-- Start Data excerpt --
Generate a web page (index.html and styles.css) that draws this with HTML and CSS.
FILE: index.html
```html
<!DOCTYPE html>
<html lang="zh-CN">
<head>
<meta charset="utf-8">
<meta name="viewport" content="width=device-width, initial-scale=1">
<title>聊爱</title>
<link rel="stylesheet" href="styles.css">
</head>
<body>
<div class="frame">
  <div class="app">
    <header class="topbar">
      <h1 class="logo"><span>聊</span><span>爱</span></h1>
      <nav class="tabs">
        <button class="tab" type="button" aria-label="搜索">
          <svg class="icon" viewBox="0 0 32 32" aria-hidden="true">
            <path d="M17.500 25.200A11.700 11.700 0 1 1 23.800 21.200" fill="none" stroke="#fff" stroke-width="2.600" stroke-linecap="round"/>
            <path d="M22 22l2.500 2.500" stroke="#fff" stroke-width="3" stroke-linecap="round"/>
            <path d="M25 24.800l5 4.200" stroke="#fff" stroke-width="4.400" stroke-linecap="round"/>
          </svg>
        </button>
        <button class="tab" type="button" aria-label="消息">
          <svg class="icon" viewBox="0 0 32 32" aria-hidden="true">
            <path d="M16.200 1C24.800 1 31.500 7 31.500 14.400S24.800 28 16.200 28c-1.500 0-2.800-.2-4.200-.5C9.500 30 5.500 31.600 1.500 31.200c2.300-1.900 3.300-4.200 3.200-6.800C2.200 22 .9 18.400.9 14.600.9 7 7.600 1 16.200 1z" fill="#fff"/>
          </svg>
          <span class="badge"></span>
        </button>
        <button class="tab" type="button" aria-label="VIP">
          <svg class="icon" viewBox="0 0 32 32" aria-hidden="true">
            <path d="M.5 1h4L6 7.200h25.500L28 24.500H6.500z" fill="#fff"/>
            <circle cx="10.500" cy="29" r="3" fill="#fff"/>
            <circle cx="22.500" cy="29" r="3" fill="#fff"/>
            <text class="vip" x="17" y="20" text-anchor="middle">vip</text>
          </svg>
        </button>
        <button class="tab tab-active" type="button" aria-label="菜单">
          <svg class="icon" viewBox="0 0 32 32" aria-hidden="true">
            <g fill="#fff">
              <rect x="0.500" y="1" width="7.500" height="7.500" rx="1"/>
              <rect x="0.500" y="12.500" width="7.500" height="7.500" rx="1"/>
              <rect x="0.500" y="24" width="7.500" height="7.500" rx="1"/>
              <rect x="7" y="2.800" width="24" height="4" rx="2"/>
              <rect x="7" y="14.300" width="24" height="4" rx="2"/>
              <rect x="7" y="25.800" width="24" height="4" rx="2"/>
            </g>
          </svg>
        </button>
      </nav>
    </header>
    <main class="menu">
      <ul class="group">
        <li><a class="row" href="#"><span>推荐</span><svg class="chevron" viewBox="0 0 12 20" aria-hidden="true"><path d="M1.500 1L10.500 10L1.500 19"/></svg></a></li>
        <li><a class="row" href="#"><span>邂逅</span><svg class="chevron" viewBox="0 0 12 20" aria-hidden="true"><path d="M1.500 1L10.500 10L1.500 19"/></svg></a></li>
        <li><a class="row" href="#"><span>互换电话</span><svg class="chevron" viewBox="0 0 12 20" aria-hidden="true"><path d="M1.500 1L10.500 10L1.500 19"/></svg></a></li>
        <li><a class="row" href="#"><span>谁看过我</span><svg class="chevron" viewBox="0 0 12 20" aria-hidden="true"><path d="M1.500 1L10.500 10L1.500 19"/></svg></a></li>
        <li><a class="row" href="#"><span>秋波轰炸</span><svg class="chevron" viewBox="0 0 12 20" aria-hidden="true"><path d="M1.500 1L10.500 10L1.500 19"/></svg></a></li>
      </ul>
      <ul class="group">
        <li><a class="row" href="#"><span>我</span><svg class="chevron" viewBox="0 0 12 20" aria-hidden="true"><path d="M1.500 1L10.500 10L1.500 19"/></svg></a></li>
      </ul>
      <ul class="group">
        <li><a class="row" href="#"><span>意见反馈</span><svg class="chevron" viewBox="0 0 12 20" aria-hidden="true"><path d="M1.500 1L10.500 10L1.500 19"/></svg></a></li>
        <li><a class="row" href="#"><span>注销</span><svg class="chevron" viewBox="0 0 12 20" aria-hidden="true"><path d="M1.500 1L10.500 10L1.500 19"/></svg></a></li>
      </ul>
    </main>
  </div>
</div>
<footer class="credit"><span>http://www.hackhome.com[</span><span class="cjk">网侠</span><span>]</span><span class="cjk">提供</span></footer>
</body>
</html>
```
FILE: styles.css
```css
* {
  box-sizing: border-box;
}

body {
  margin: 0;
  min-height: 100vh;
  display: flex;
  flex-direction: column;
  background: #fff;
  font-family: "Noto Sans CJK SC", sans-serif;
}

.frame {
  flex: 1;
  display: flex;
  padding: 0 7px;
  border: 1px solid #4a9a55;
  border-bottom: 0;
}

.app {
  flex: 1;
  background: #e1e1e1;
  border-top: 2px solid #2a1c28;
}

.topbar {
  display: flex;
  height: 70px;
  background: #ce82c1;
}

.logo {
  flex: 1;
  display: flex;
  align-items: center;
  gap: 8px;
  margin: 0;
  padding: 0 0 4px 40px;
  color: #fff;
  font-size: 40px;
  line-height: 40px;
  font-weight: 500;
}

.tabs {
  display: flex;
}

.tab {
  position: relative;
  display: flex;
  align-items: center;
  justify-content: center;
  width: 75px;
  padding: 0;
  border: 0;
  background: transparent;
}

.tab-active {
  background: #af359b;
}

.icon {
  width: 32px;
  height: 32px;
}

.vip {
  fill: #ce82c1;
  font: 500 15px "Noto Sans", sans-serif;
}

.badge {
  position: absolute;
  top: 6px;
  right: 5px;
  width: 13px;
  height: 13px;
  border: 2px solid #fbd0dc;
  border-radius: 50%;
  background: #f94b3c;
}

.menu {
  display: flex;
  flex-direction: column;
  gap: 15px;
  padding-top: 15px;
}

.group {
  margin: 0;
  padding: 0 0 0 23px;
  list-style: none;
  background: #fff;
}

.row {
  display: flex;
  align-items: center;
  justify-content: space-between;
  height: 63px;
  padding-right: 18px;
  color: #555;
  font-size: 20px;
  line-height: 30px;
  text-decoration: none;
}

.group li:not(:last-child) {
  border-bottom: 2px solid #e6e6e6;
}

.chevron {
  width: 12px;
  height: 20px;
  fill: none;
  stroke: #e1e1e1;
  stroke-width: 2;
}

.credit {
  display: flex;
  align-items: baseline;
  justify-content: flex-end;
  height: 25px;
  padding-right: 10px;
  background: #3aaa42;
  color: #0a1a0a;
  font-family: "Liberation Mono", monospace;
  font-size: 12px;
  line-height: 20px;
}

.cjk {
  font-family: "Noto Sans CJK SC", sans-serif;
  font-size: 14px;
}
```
-- End Data excerpt --
* _Task directions_: Gather all lines from the listing above in which "styles" occurs.

* _Written reply_:
Generate a web page (index.html and styles.css) that draws this with HTML and CSS.
<link rel="stylesheet" href="styles.css">
FILE: styles.css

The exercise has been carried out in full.